Sono giorni convulsi di comizi e dibattiti politici. Del resto domenica prossima, 4 marzo, gli italiani saranno chiamati alle urne per eleggere il prossimo Parlamento.
In Terris ha chiesto un’analisi sulla comunicazione che sta caratterizzando la campagna elettorale in corso al vescovo di Ascoli Piceno, mons. Giovanni D’Ercole, Presidente della Commissione Episcopale per la cultura e le comunicazioni Sociali.
Eccellenza, ieri Avvenire ha dedicato un’intera pagina al “digitalismo politico” del M5S pubblicando un articolo di Marco Morosini, già ghostwriter di Grillo. Secondo lei da cosa è dettata questa scelta del quotidiano dei vescovi a pochi giorni dalle elezioni?
“Bisognerebbe chiederlo a loro. Suppongo che tutto rientri nell’ambito di un’inchiesta che coinvolga a largo spettro tutte le forze politiche in campo. Il fatto che l’analisi sullo sviluppo tecnologico di questo Movimento sia uscita a pochi giorni dalle elezioni, forse qualcuno potrebbe interpretarlo in altro modo, ma sa, le interpretazioni – positive o negative che siano – sono sempre soggettive”.
A proposito di comunicazione politica. Nei giorni scorsi c’è stato un dibattito sull’ostentazione di simboli religiosi durante i comizi. Secondo lei è davvero così inopportuno che un politico manifesti pubblicamente la propria fede?
“Credo che non sia assolutamente inopportuno, ogni credente è chiamato a manifestare la fede pubblicamente. E per il politico farlo diventa indispensabile, perché la fede va testimoniata con la propria vita, con scelte che possono essere anche in controtendenza. Forse, in certe situazioni, questi gesti possono essere interpretati come strumentali. Si potrebbe pensare che sia un mezzo per attirare il consenso. Questo rischio c’è. A questo proposito ho apprezzato molto qualche giorno fa un intervento dell'arcivescovo di Milano, mons. Delpini, nel quale ha richiamato a ricondurre il discorso sulla politica, laddove i credenti sono chiamati a misurarsi con la realtà e a fare scelte coerenti con il Vangelo e con l'insegnamento della Chiesa”.

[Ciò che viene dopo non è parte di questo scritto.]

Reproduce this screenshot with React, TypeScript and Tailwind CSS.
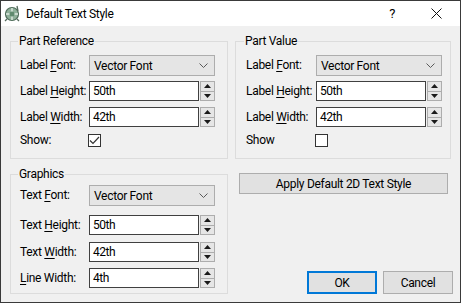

Ma è giusto che chi manifesta pubblicamente certi simboli, come ha fatto Salvini qualche giorno fa a Milano, venga giudicato nella sua coscienza di cristiano?
“Giudicare la coscienza è sempre molto delicato. Nella mia vita ho imparato ad essere molto prudente nel giudicare, prediligendo invece l’ascolto dell’altro. Soprattutto, va ricercato il positivo nelle persone: questo è il viatico per il dialogo”.
Quanto è importante per un cattolico in cabina elettorale la bussola dei principi non negoziabili?
“Tantissimo. Va tenuto presente quanto predicato da Giovanni Paolo II, Benedetto XVI e Francesco: il compromesso non va fatto mai al ribasso. Al primo posto va messa l’adesione profonda alla propria fede. Certamente la politica esige una mediazione, che è però diversa dal compromesso. Così come il dialogo, il quale presuppone due identità che si confrontano. Dal confronto nasce non l’uniformità bensì la comune ricerca del bene comune”.
La “epidemia” del digitale, di cui il M5S è espressione, comporta anche dei rischi?
“In un’epoca come la nostra, dove la comunicazione è pervasiva, il rischio è la dipendenza dalla tecnologia digitale. Ciò avviene quando abusiamo di questi oggetti e lo strumento diventa il nostro padrone. Su tutti i fronti va stabilita un’alleanza strategica per far sì che lo strumento resti tale e sia al servizio del bene comune”.